Sometimes, I offer advice. Sometimes, I join a conversation where I do not agree and I share my wisdom. I have learned; however, that, just like me, everyone on earth has the RIGHT to work their journey out to the best of their ability and gain wisdom as they go. Therefore, I can respect a person’s position, not judging them as right or wrong, and not feel like I have to be the authority in their life to make sure a change happens. Maybe, just maybe, I need to try my position in the conversation and see if it holds truth or not. I might be totally right (for my life…I don’t have to take their position as right for me) but I don’t have to cause a quarrel thus putting my relationship with that person at risk. I have found this to be wisdom. If I am quarrelling, something is wrong.
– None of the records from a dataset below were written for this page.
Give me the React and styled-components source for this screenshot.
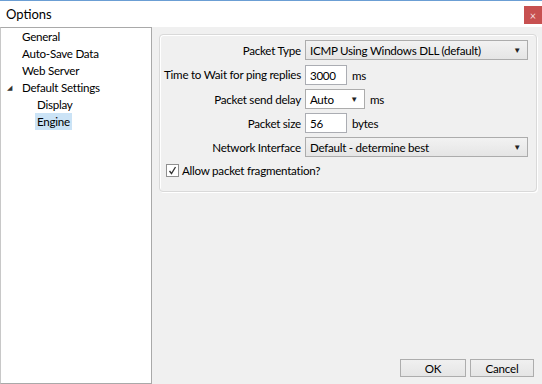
import styled, { createGlobalStyle } from "styled-components";

const GlobalStyle = createGlobalStyle`
  html, body {
    margin: 0;
    padding: 0;
    background: #ffffff;
  }
  body {
    font-family: Lato, "Noto Sans", sans-serif;
    font-size: 11.6px;
    letter-spacing: -0.25px;
    color: #000;
  }
`;

const Window = styled.div`
  width: 542px;
  height: 384px;
  display: flex;
  flex-direction: column;
  border-top: 1px solid #6b9ed4;
  box-sizing: border-box;
  overflow: hidden;
`;

const TitleBar = styled.div`
  height: 26px;
  flex-shrink: 0;
  display: flex;
  align-items: flex-start;
  justify-content: space-between;
  background: #ffffff;
  padding-left: 6px;
  font-size: 13px;
  letter-spacing: 0;
`;

const Title = styled.span`
  margin-top: 5px;
`;

const CloseButton = styled.div`
  flex: 0 0 18px;
  min-width: 18px;
  height: 18px;
  margin-top: 5px;
  background: #c75050;
  color: #f4dede;
  font-size: 11px;
  line-height: 1;
  display: flex;
  align-items: center;
  justify-content: center;
`;

const Body = styled.div`
  flex: 1;
  display: flex;
  background: #f0f0f0;
  min-height: 0;
`;

const Tree = styled.ul`
  list-style: none;
  margin: 0;
  padding: 0;
  width: 152px;
  box-sizing: border-box;
  background: #ffffff;
  border: 1px solid #a9a9a9;
  border-left-color: #c8c8c8;
`;

const TreeItem = styled.li`
  height: 17px;
  display: flex;
  align-items: center;
  padding-left: ${(p) => p.$indent}px;
`;

const Expander = styled.span`
  width: 13px;
  font-size: 7px;
  color: #333;
`;

const ItemLabel = styled.span`
  padding: 0 2px;
  line-height: 17px;
  background: ${(p) => (p.$selected ? "#cbe3f6" : "transparent")};
`;

const Main = styled.div`
  flex: 1;
  display: flex;
  flex-direction: column;
  padding: 7px 5px 7px 7px;
`;

const GroupBox = styled.div`
  border: 1px solid #d9d9d9;
  border-radius: 4px;
  box-shadow: inset 1px 1px 0 #ffffff, 1px 1px 0 #ffffff;
  padding: 5px 8px 12px 4px;
  display: grid;
  grid-template-columns: auto 1fr;
  column-gap: 4px;
  row-gap: 4px;
  align-items: center;
`;

const FieldLabel = styled.div`
  text-align: right;
  white-space: nowrap;
`;

const Control = styled.div`
  display: flex;
  align-items: center;
  gap: 5px;
  ${(p) => p.$spaced && "margin-top: 1px;"}
`;

const Select = styled.div`
  height: 20px;
  width: ${(p) => (p.$width ? `${p.$width}px` : "100%")};
  box-sizing: border-box;
  border: 1px solid #acacac;
  background: ${(p) => (p.$white ? "#ffffff" : "linear-gradient(#f2f2f2, #e5e5e5)")};
  display: flex;
  align-items: center;
  justify-content: space-between;
  padding: 0 6px 0 4px;
  white-space: nowrap;
`;

const Arrow = styled.span`
  font-size: 8px;
  color: #222;
`;

const TextBox = styled.div`
  height: 20px;
  width: 42px;
  box-sizing: border-box;
  border: 1px solid #abadb3;
  background: #fff;
  display: flex;
  align-items: center;
  padding-left: 4px;
`;

const CheckRow = styled.label`
  grid-column: 1 / span 2;
  display: flex;
  align-items: center;
  gap: 3px;
  padding-left: 2px;
  height: 18px;
`;

const CheckBox = styled.span`
  width: 11px;
  height: 11px;
  border: 1px solid #8f8f8f;
  background: #fff;
  display: flex;
  align-items: center;
  justify-content: center;
`;

const ButtonRow = styled.div`
  margin-top: auto;
  display: flex;
  justify-content: flex-end;
  gap: 4px;
  padding-right: 3px;
`;

const Button = styled.div`
  width: ${(p) => p.$width}px;
  height: 18px;
  box-sizing: border-box;
  border: 1px solid #adadad;
  background: linear-gradient(#f0f0f0, #e5e5e5);
  display: flex;
  align-items: center;
  justify-content: center;
`;

const Check = () => (
  <svg width="9" height="9" viewBox="0 0 9 9">
    <path d="M1.5 5 L3.5 7.5 L7.5 1" stroke="#333" strokeWidth="1.3" fill="none" />
  </svg>
);

const App = () => {
  return (
    <>
      <GlobalStyle />
      <Window>
        <TitleBar>
          <Title>Options</Title>
          <CloseButton>×</CloseButton>
        </TitleBar>
        <Body>
          <Tree>
            <TreeItem $indent={19}><ItemLabel>General</ItemLabel></TreeItem>
            <TreeItem $indent={19}><ItemLabel>Auto-Save Data</ItemLabel></TreeItem>
            <TreeItem $indent={19}><ItemLabel>Web Server</ItemLabel></TreeItem>
            <TreeItem $indent={6}>
              <Expander>◢</Expander>
              <ItemLabel>Default Settings</ItemLabel>
            </TreeItem>
            <TreeItem $indent={34}><ItemLabel>Display</ItemLabel></TreeItem>
            <TreeItem $indent={34}><ItemLabel $selected>Engine</ItemLabel></TreeItem>
          </Tree>
          <Main>
            <GroupBox>
              <FieldLabel>Packet Type</FieldLabel>
              <Control>
                <Select>
                  <span>ICMP Using Windows DLL (default)</span>
                  <Arrow>▼</Arrow>
                </Select>
              </Control>
              <FieldLabel>Time to Wait for ping replies</FieldLabel>
              <Control $spaced>
                <TextBox>3000</TextBox>
                <span>ms</span>
              </Control>
              <FieldLabel>Packet send delay</FieldLabel>
              <Control>
                <Select $width={60} $white>
                  <span>Auto</span>
                  <Arrow>▼</Arrow>
                </Select>
                <span>ms</span>
              </Control>
              <FieldLabel>Packet size</FieldLabel>
              <Control>
                <TextBox>56</TextBox>
                <span>bytes</span>
              </Control>
              <FieldLabel>Network Interface</FieldLabel>
              <Control>
                <Select>
                  <span>Default - determine best</span>
                  <Arrow>▼</Arrow>
                </Select>
              </Control>
              <CheckRow>
                <CheckBox><Check /></CheckBox>
                <span>Allow packet fragmentation?</span>
              </CheckRow>
            </GroupBox>
            <ButtonRow>
              <Button $width={66}>OK</Button>
              <Button $width={64}>Cancel</Button>
            </ButtonRow>
          </Main>
        </Body>
      </Window>
    </>
  );
};

export default App;
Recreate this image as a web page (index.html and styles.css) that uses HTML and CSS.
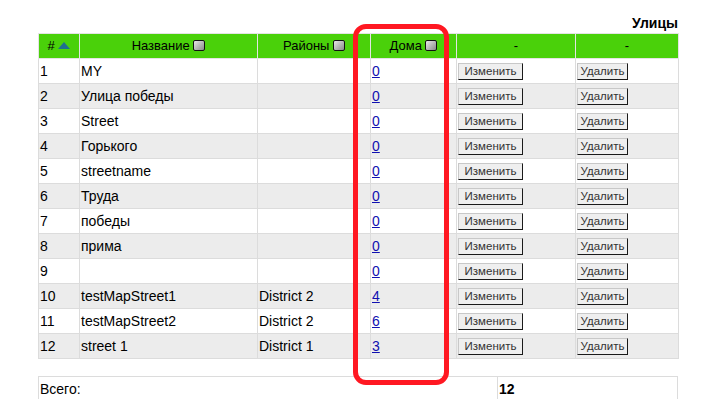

So, all that being said, I have had a very faith-trying 5 months. I would like to share my experience. Hopefully, you might find some of the things I learned inspiring. Join me by reading the next post if you are interested in hearing my “faith” story.
For today, I will leave you with the first thing I learned in these trying months:
“Not everything that I believe is truth for my life. I don’t know everything. I had a few beliefs that were not true.”
BTW, I thought I had learned this lesson…but…I learned I still have a lot to learn (you are so right, Maya Angelo).
The fun part, amongst the difficult parts I have gone through, is that I have had so much wisdom coming at me that does work and I am having a great time seeing the changes as valuable.
Let me ask you a question, do you have some things that you believe and practice that are not bringing you the kind of results you have dreamed of for your life? Here’s some Wisdom: Have an objective look (test/try them) before you reach the point of needing to have those beliefs tried for you…it’s much easier if you do the testing.
I hope you have a great week…it’s Monday for me…for those of you still living your Sunday…Monday is looking pretty good. Whew!